The 101st Airborne and 82nd Airborne Divisions were prepared for their jump into Cuba. The 101st was to seize control of beaches around Mariel Beach while the 82nd took key airfields in the path of the 1st Armored Division, which would be landing at Mariel. Once Havana was cut off and/or secured with the help of Marines slated to land east of the city, the tanks of the 1st Armored would roll straight to the missile sites and take them out… taking care to treat anyone with a Boris Badinoff accent with the utmost respect.
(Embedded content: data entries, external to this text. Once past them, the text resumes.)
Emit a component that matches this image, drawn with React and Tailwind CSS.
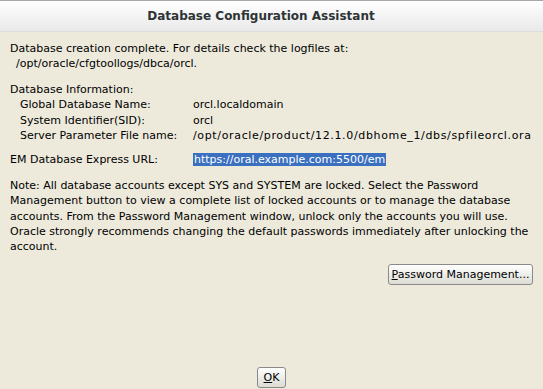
export default function App() {
  const body = { fontFamily: '"DejaVu Sans", sans-serif' };
  return (
    <div className="w-[543px] h-[389px] overflow-hidden flex flex-col bg-[#edeadc] border-t border-[#a8a8a8]" style={body}>
      <div className="h-[31px] shrink-0 flex items-center justify-center pr-[21px] bg-gradient-to-b from-white to-[#e9e9e9] border-b border-[#dcdcdc]">
        <span className="text-[12px] font-bold text-[#2e3436]">Database Configuration Assistant</span>
      </div>
      <div className="flex-1 flex flex-col px-[10px] pt-[9px] text-[11px] leading-[15.4px] text-black">
        <p>Database creation complete. For details check the logfiles at:</p>
        <p className="pl-[6px]">/opt/oracle/cfgtoollogs/dbca/orcl.</p>
        <p className="mt-[10px]">Database Information:</p>
        <div className="grid grid-cols-[173px_1fr] pl-[10px]">
          <span>Global Database Name:</span>
          <span>orcl.localdomain</span>
          <span>System Identifier(SID):</span>
          <span>orcl</span>
          <span>Server Parameter File name:</span>
          <span className="tracking-[0.65px]">/opt/oracle/product/12.1.0/dbhome_1/dbs/spfileorcl.ora</span>
        </div>
        <div className="grid grid-cols-[183px_1fr] mt-[9px] items-center">
          <span>EM Database Express URL:</span>
          <span>
            <span className="bg-[#3b6fc0] text-white px-[1px]">https://oral.example.com:5500/em</span>
          </span>
        </div>
        <p className="mt-[10px]">
          Note: All database accounts except SYS and SYSTEM are locked. Select the Password
          Management button to view a complete list of locked accounts or to manage the database
          accounts. From the Password Management window, unlock only the accounts you will use.
          Oracle strongly recommends changing the default passwords immediately after unlocking
          the account.
        </p>
        <div className="flex justify-end mt-[9px]">
          <button className="h-[21px] w-[145px] rounded-[3px] border border-[#8a8a8a] bg-gradient-to-b from-white to-[#dcdcd4] text-[11px]">
            <span className="underline">P</span>assword Management...
          </button>
        </div>
        <div className="flex-1" />
        <div className="flex justify-center pb-[1px]">
          <button className="h-[21px] w-[29px] rounded-[3px] border border-[#8a8a8a] bg-gradient-to-b from-white to-[#dcdcd4] text-[11px]">
            <span className="underline">O</span>K
          </button>
        </div>
      </div>
    </div>
  );
}
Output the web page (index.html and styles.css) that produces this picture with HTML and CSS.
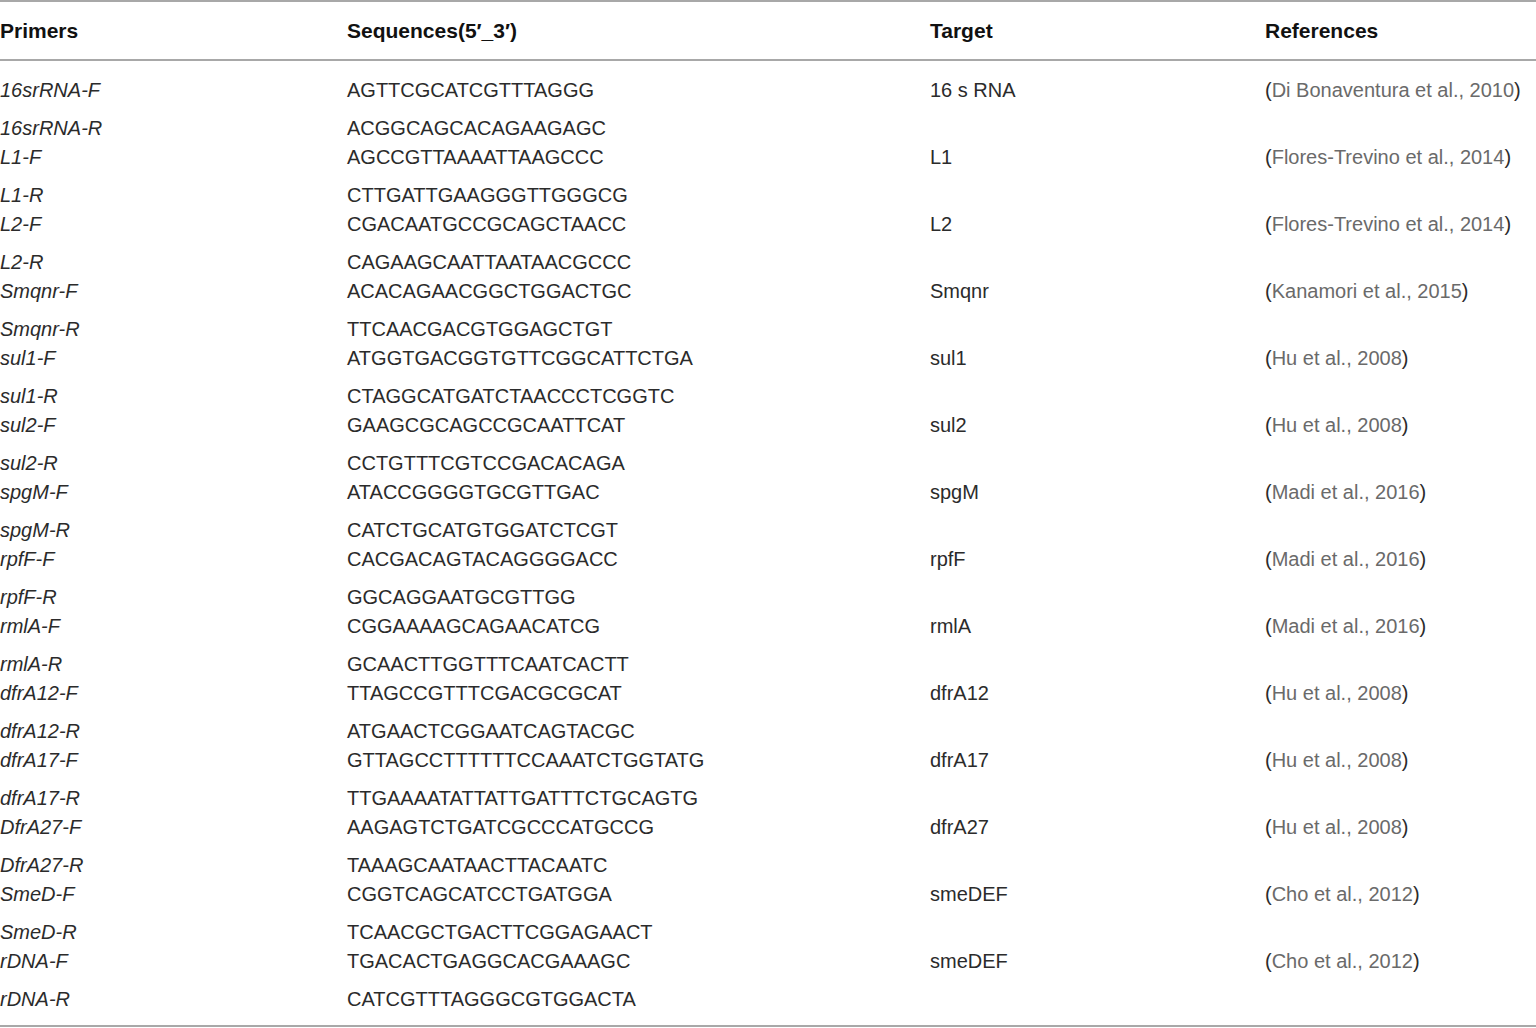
FILE: index.html
```html
<!DOCTYPE html>
<html>
<head>
<meta charset="utf-8">
<link rel="stylesheet" href="styles.css">
</head>
<body>
<div class="table">
  <div class="head row">
    <div class="c1">Primers</div>
    <div class="c2">Sequences(5′_3′)</div>
    <div class="c3">Target</div>
    <div class="c4">References</div>
  </div>
  <div class="body">
    <div class="pair">
      <div class="c1"><div class="ln">16srRNA-F</div><div class="ln">16srRNA-R</div></div>
      <div class="c2"><div class="ln">AGTTCGCATCGTTTAGGG</div><div class="ln">ACGGCAGCACAGAAGAGC</div></div>
      <div class="c3"><div class="ln">16 s RNA</div></div>
      <div class="c4"><div class="ln">(<span class="ref">Di Bonaventura et al., 2010</span>)</div></div>
    </div>
    <div class="pair">
      <div class="c1"><div class="ln">L1-F</div><div class="ln">L1-R</div></div>
      <div class="c2"><div class="ln">AGCCGTTAAAATTAAGCCC</div><div class="ln">CTTGATTGAAGGGTTGGGCG</div></div>
      <div class="c3"><div class="ln">L1</div></div>
      <div class="c4"><div class="ln">(<span class="ref">Flores-Trevino et al., 2014</span>)</div></div>
    </div>
    <div class="pair">
      <div class="c1"><div class="ln">L2-F</div><div class="ln">L2-R</div></div>
      <div class="c2"><div class="ln">CGACAATGCCGCAGCTAACC</div><div class="ln">CAGAAGCAATTAATAACGCCC</div></div>
      <div class="c3"><div class="ln">L2</div></div>
      <div class="c4"><div class="ln">(<span class="ref">Flores-Trevino et al., 2014</span>)</div></div>
    </div>
    <div class="pair">
      <div class="c1"><div class="ln">Smqnr-F</div><div class="ln">Smqnr-R</div></div>
      <div class="c2"><div class="ln">ACACAGAACGGCTGGACTGC</div><div class="ln">TTCAACGACGTGGAGCTGT</div></div>
      <div class="c3"><div class="ln">Smqnr</div></div>
      <div class="c4"><div class="ln">(<span class="ref">Kanamori et al., 2015</span>)</div></div>
    </div>
    <div class="pair">
      <div class="c1"><div class="ln">sul1-F</div><div class="ln">sul1-R</div></div>
      <div class="c2"><div class="ln">ATGGTGACGGTGTTCGGCATTCTGA</div><div class="ln">CTAGGCATGATCTAACCCTCGGTC</div></div>
      <div class="c3"><div class="ln">sul1</div></div>
      <div class="c4"><div class="ln">(<span class="ref">Hu et al., 2008</span>)</div></div>
    </div>
    <div class="pair">
      <div class="c1"><div class="ln">sul2-F</div><div class="ln">sul2-R</div></div>
      <div class="c2"><div class="ln">GAAGCGCAGCCGCAATTCAT</div><div class="ln">CCTGTTTCGTCCGACACAGA</div></div>
      <div class="c3"><div class="ln">sul2</div></div>
      <div class="c4"><div class="ln">(<span class="ref">Hu et al., 2008</span>)</div></div>
    </div>
    <div class="pair">
      <div class="c1"><div class="ln">spgM-F</div><div class="ln">spgM-R</div></div>
      <div class="c2"><div class="ln">ATACCGGGGTGCGTTGAC</div><div class="ln">CATCTGCATGTGGATCTCGT</div></div>
      <div class="c3"><div class="ln">spgM</div></div>
      <div class="c4"><div class="ln">(<span class="ref">Madi et al., 2016</span>)</div></div>
    </div>
    <div class="pair">
      <div class="c1"><div class="ln">rpfF-F</div><div class="ln">rpfF-R</div></div>
      <div class="c2"><div class="ln">CACGACAGTACAGGGGACC</div><div class="ln">GGCAGGAATGCGTTGG</div></div>
      <div class="c3"><div class="ln">rpfF</div></div>
      <div class="c4"><div class="ln">(<span class="ref">Madi et al., 2016</span>)</div></div>
    </div>
    <div class="pair">
      <div class="c1"><div class="ln">rmlA-F</div><div class="ln">rmlA-R</div></div>
      <div class="c2"><div class="ln">CGGAAAAGCAGAACATCG</div><div class="ln">GCAACTTGGTTTCAATCACTT</div></div>
      <div class="c3"><div class="ln">rmlA</div></div>
      <div class="c4"><div class="ln">(<span class="ref">Madi et al., 2016</span>)</div></div>
    </div>
    <div class="pair">
      <div class="c1"><div class="ln">dfrA12-F</div><div class="ln">dfrA12-R</div></div>
      <div class="c2"><div class="ln">TTAGCCGTTTCGACGCGCAT</div><div class="ln">ATGAACTCGGAATCAGTACGC</div></div>
      <div class="c3"><div class="ln">dfrA12</div></div>
      <div class="c4"><div class="ln">(<span class="ref">Hu et al., 2008</span>)</div></div>
    </div>
    <div class="pair">
      <div class="c1"><div class="ln">dfrA17-F</div><div class="ln">dfrA17-R</div></div>
      <div class="c2"><div class="ln">GTTAGCCTTTTTTCCAAATCTGGTATG</div><div class="ln">TTGAAAATATTATTGATTTCTGCAGTG</div></div>
      <div class="c3"><div class="ln">dfrA17</div></div>
      <div class="c4"><div class="ln">(<span class="ref">Hu et al., 2008</span>)</div></div>
    </div>
    <div class="pair">
      <div class="c1"><div class="ln">DfrA27-F</div><div class="ln">DfrA27-R</div></div>
      <div class="c2"><div class="ln">AAGAGTCTGATCGCCCATGCCG</div><div class="ln">TAAAGCAATAACTTACAATC</div></div>
      <div class="c3"><div class="ln">dfrA27</div></div>
      <div class="c4"><div class="ln">(<span class="ref">Hu et al., 2008</span>)</div></div>
    </div>
    <div class="pair">
      <div class="c1"><div class="ln">SmeD-F</div><div class="ln">SmeD-R</div></div>
      <div class="c2"><div class="ln">CGGTCAGCATCCTGATGGA</div><div class="ln">TCAACGCTGACTTCGGAGAACT</div></div>
      <div class="c3"><div class="ln">smeDEF</div></div>
      <div class="c4"><div class="ln">(<span class="ref">Cho et al., 2012</span>)</div></div>
    </div>
    <div class="pair">
      <div class="c1"><div class="ln">rDNA-F</div><div class="ln">rDNA-R</div></div>
      <div class="c2"><div class="ln">TGACACTGAGGCACGAAAGC</div><div class="ln">CATCGTTTAGGGCGTGGACTA</div></div>
      <div class="c3"><div class="ln">smeDEF</div></div>
      <div class="c4"><div class="ln">(<span class="ref">Cho et al., 2012</span>)</div></div>
    </div>
  </div>
</div>
</body>
</html>
```

FILE: styles.css
```css
html, body {
  margin: 0;
  padding: 0;
  background: #ffffff;
}
body {
  font-family: "Liberation Sans", Arial, sans-serif;
  font-size: 20px;
  color: #2b2b2b;
}
.table {
  width: 1536px;
  border-top: 2px solid #a8a8a8;
  border-bottom: 2px solid #a8a8a8;
}
.head, .pair {
  display: grid;
  grid-template-columns: 347px 583px 335px 1fr;
}
.head {
  font-weight: bold;
  font-size: 21px;
  color: #111111;
  line-height: 29px;
  padding: 13.5px 0 14.5px;
  border-bottom: 2px solid #a8a8a8;
}
.body {
  padding: 14.5px 0 11px;
}
.ln {
  line-height: 29px;
  height: 29px;
  white-space: nowrap;
}
.ln + .ln {
  margin-top: 9px;
}
.c1 .ln {
  font-style: italic;
}
.ref {
  color: #6a6a6a;
}
```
In the end the Soviets blinked. Faced with a simple statement that a missile attack against the United States from Cuba would be treated as an attack from Soviet territory itself and that the United States would retaliate in kind, Khruschev backed down. So long as Cuba was not invaded the missiles would be dismantled and sent back home. The Soviet ships taking them back to the Motherland were even obliging enough to uncover the missiles loaded on the decks so that U.S. recon aircraft could photograph and confirm their departure.

Before the Army units were sent back to their home stations there was a parade of sorts, with President Kennedy personally travelling to the many staging areas where soldiers were had prepared to storm Cuba. Today the invasion plan is largely forgotten, but had World War III started the opening move would have been to take out the USSR’s advanced missile base in the Western Hemisphere.